HERAT, Afghanistan — Afghanistan’s already fragile economy is increasingly being tested by its ability to absorb a large wave of returnees from neighboring Iran, placing renewed attention on the country’s private sector as a potential stabilizing force amid deep structural unemployment and chronic outward migration.
The pressure intensified after Iranian authorities accelerated the forced repatriation of undocumented Afghans, triggering one of the region’s largest recent migration reversals. According to Ahmadullah Muttaqi, head of the Herat Directorate of Information and Culture, more than 1.057 million Afghan migrants entered the country through the Islam Qala border crossing in Herat during the peak of the deportation campaign. At its height, daily arrivals surged to nearly 35,000 people, placing severe strain on border facilities and local labor markets.

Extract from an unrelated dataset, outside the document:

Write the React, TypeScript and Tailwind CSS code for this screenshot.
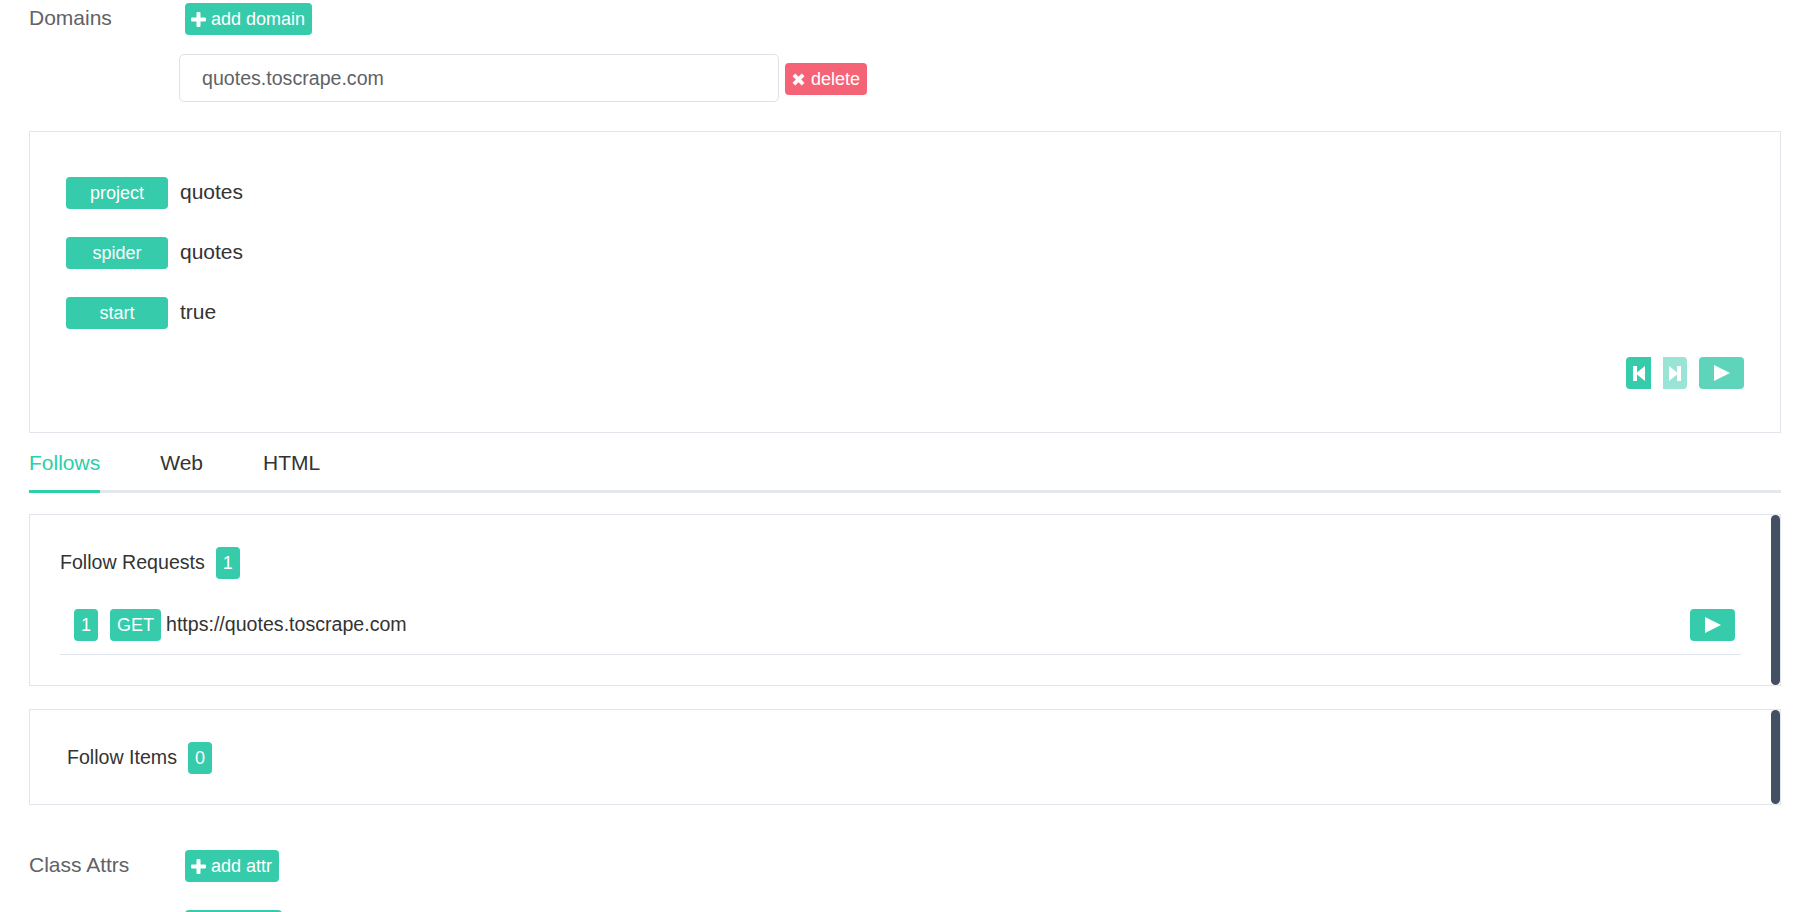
const tagClass =
  "inline-flex h-8 items-center justify-center rounded-[4px] bg-[#36cbaa] text-[18px] text-white";

function PlusIcon() {
  return (
    <svg width="15" height="15" viewBox="0 0 15 15" fill="currentColor" className="shrink-0">
      <path d="M5.5 1a1 1 0 0 1 1-1h2a1 1 0 0 1 1 1v4.5H14a1 1 0 0 1 1 1v2a1 1 0 0 1-1 1H9.500V14a1 1 0 0 1-1 1h-2a1 1 0 0 1-1-1V9.500H1a1 1 0 0 1-1-1v-2a1 1 0 0 1 1-1h4.500z" />
    </svg>
  );
}

function TimesIcon() {
  return (
    <svg width="13" height="13" viewBox="0 0 13 13" fill="none" stroke="currentColor" strokeWidth="3.8" className="shrink-0">
      <path d="M1.900 1.900L11.100 11.100M11.100 1.900L1.900 11.100" />
    </svg>
  );
}

function StepIcon({ flip }: { flip?: boolean }) {
  return (
    <svg width="12" height="15" viewBox="0 0 12 15" fill="currentColor" className={flip ? "-scale-x-100" : ""}>
      <path d="M0 0h4v6.500L12 0v15L4 8.500V15H0z" />
    </svg>
  );
}

function PlayIcon() {
  return (
    <svg width="16" height="16" viewBox="0 0 16 16" fill="currentColor">
      <path d="M0 0l16 8-16 8z" />
    </svg>
  );
}

function ScrollPanel({ className, children }: { className: string; children: React.ReactNode }) {
  return (
    <div className={`relative border border-[#e2e6ec] ${className}`}>
      {children}
      <div className="absolute top-0 right-0 bottom-0 w-[9px] rounded-[5px] bg-[#434f63]" />
    </div>
  );
}

function PlayButton({ faded }: { faded?: boolean }) {
  return (
    <button className={`${tagClass} w-[45px] ${faded ? "opacity-80" : ""}`}>
      <PlayIcon />
    </button>
  );
}

export default function App() {
  const rows = [
    ["project", "quotes"],
    ["spider", "quotes"],
    ["start", "true"],
  ];

  return (
    <div className="h-[912px] overflow-hidden bg-white px-[29px] pt-[3px] pr-[36px] font-['Liberation_Sans',Arial,sans-serif] text-[19.6px] text-[#333]">
      {/* Domains */}
      <div className="flex">
        <div className="-mt-[1px] w-[156px] text-[21px] text-[#606266]">Domains</div>
        <button className={`${tagClass} gap-[5px] pr-[7px] pl-[6px]`}>
          <PlusIcon />
          add domain
        </button>
      </div>
      <div className="mt-[19px] ml-[150px] flex items-center gap-[6px]">
        <div className="flex h-[48px] w-[600px] items-center rounded-[5px] border border-[#dfe2e8] px-[22px] pt-[2px] text-[#606266]">
          quotes.toscrape.com
        </div>
        <button className={`${tagClass} mt-[2px] gap-[6px] bg-[#f56476] pr-[7px] pl-[7px]`}>
          <TimesIcon />
          delete
        </button>
      </div>

      {/* Spider info */}
      <div className="mt-[29px] h-[302px] border border-[#e2e6ec] pt-[45px] pr-[36px] pl-[36px]">
        <div className="flex flex-col gap-[28px]">
          {rows.map(([label, value]) => (
            <div key={label} className="flex items-center gap-[12px]">
              <span className={`${tagClass} w-[102px]`}>{label}</span>
              <span className="-mt-[2px] text-[21px]">{value}</span>
            </div>
          ))}
        </div>
        <div className="mt-[28px] flex justify-end gap-[12px]">
          <button className={`${tagClass} w-[25px] rounded-r-none`}>
            <StepIcon />
          </button>
          <button className={`${tagClass} w-[24px] rounded-l-none opacity-50`}>
            <StepIcon flip />
          </button>
          <PlayButton faded />
        </div>
      </div>

      {/* Tabs */}
      <div className="flex h-[60px] gap-[60px] border-b-[3px] border-[#e4e7ec] text-[21px]">
        <div className="-mb-[3px] flex h-[60px] items-center border-b-[3px] border-[#2bcfa8] pt-[3px] text-[#2bcfa8]">Follows</div>
        <div className="flex h-[57px] items-center pt-[3px]">Web</div>
        <div className="flex h-[57px] items-center pt-[3px]">HTML</div>
      </div>

      <ScrollPanel className="mt-[21px] h-[172px] pt-[32px] pr-[39px] pl-[30px]">
        <div className="flex items-center gap-[11px]">
          <span>Follow Requests</span>
          <span className={`${tagClass} w-[24px]`}>1</span>
        </div>
        <div className="mt-[30px] flex h-[46px] items-start border-b border-[#e2e6ec] pr-[6px] pl-[14px]">
          <span className={`${tagClass} w-[24px]`}>1</span>
          <span className={`${tagClass} ml-[12px] w-[51px]`}>GET</span>
          <span className="ml-[5px] flex h-8 items-center">https://quotes.toscrape.com</span>
          <div className="ml-auto">
            <PlayButton />
          </div>
        </div>
      </ScrollPanel>

      <ScrollPanel className="mt-[23px] h-[96px] pt-[32px] pl-[37px]">
        <div className="flex items-center gap-[11px]">
          <span>Follow Items</span>
          <span className={`${tagClass} w-[24px]`}>0</span>
        </div>
      </ScrollPanel>

      {/* Class attrs */}
      <div className="mt-[45px] flex">
        <div className="-mt-[1px] w-[156px] text-[21px] text-[#606266]">Class Attrs</div>
        <button className={`${tagClass} gap-[5px] pr-[7px] pl-[6px]`}>
          <PlusIcon />
          add attr
        </button>
      </div>
      {/* next button, only its top edge is in view */}
      <div className="mt-[28px] ml-[156px]">
        <div className={`${tagClass} w-[97px]`} />
      </div>
    </div>
  );
}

By May 2026, however, the pace of deportations had slowed markedly. Despite renewed geopolitical tensions and military signaling between Washington and Tehran, cross-border returns have fallen to several hundred individuals per day, easing immediate humanitarian pressures along the frontier.
Yet the economic drivers behind Afghan migration remain fundamentally unchanged. For many returnees, the absence of sustainable employment continues to outweigh security or political considerations, reinforcing migration as an economic necessity rather than a purely geopolitical phenomenon.
Migration Shock and Labor Market Pressures
Against this backdrop, Herat’s industrial sector has emerged as one of the few functioning absorbers of labor displacement. In the absence of large-scale state welfare mechanisms or broad public-sector hiring, the Herat Industrial City has become a critical economic shock absorber for western Afghanistan.
The industrial zone, which hosts roughly 1,350 manufacturing enterprises, is estimated to employ around 150,000 workers, although labor demand fluctuates seasonally and remains vulnerable to shifts in domestic consumption and regional trade conditions.
Data from the Herat Chamber of Industries and Mines indicate that approximately 6,000 deported migrants have already been integrated into industrial employment — a rare example of private-sector labor absorption at a time when much of Afghanistan’s economy remains constrained by liquidity shortages, weak investment flows, and limited banking access.
Private Industry as an Economic Buffer
One example is the Nazari detergent and soap manufacturing company, established roughly a year ago with an initial investment of about $300,000. The factory currently produces nearly 30,000 bars of soap per day, in addition to two to three metric tons of liquid detergents and shampoo products.
A notable share of its workforce consists of Afghans recently expelled from Iran.
“Our expansion is directly linked to our ability to create immediate employment for returnees who have lost their livelihoods across the border,” Safiullah Nazari, the company’s managing director, told Khate-Nakhost.
Tariff Protection and Import Substitution
The sustainability of such enterprises, however, remains closely tied to the Taliban administration’s trade and tariff regime. According to Nazari, higher import duties on competing foreign consumer goods have reduced the volume of imported products entering domestic markets, creating space for local manufacturers to increase market penetration through import substitution.
At the same time, the sector remains heavily dependent on imported raw materials — particularly from Iran — exposing Afghan manufacturers to foreign exchange volatility, supply-chain disruptions, and political risk tied to cross-border trade.
Informal Markets and Regulatory Weakness
Formal manufacturers also face mounting pressure from unregulated cottage industries operating on the outskirts of Herat. These small-scale producers often bypass taxation, licensing requirements, and quality-control standards, allowing them to undercut registered factories with cheaper but lower-grade products.
Industrialists argue that the expansion of the informal sector is distorting market competition and eroding incentives for long-term industrial investment at a time when Afghanistan urgently needs productive capital formation.
Can Afghanistan Build a Self-Sustaining Industrial Base?
For Herat’s manufacturers, the challenge is no longer solely about production capacity. It is increasingly about whether Afghanistan can build a sufficiently resilient domestic economy capable of absorbing displaced labor, reducing migration dependency, and transitioning from humanitarian reliance toward a more self-sustaining industrial base.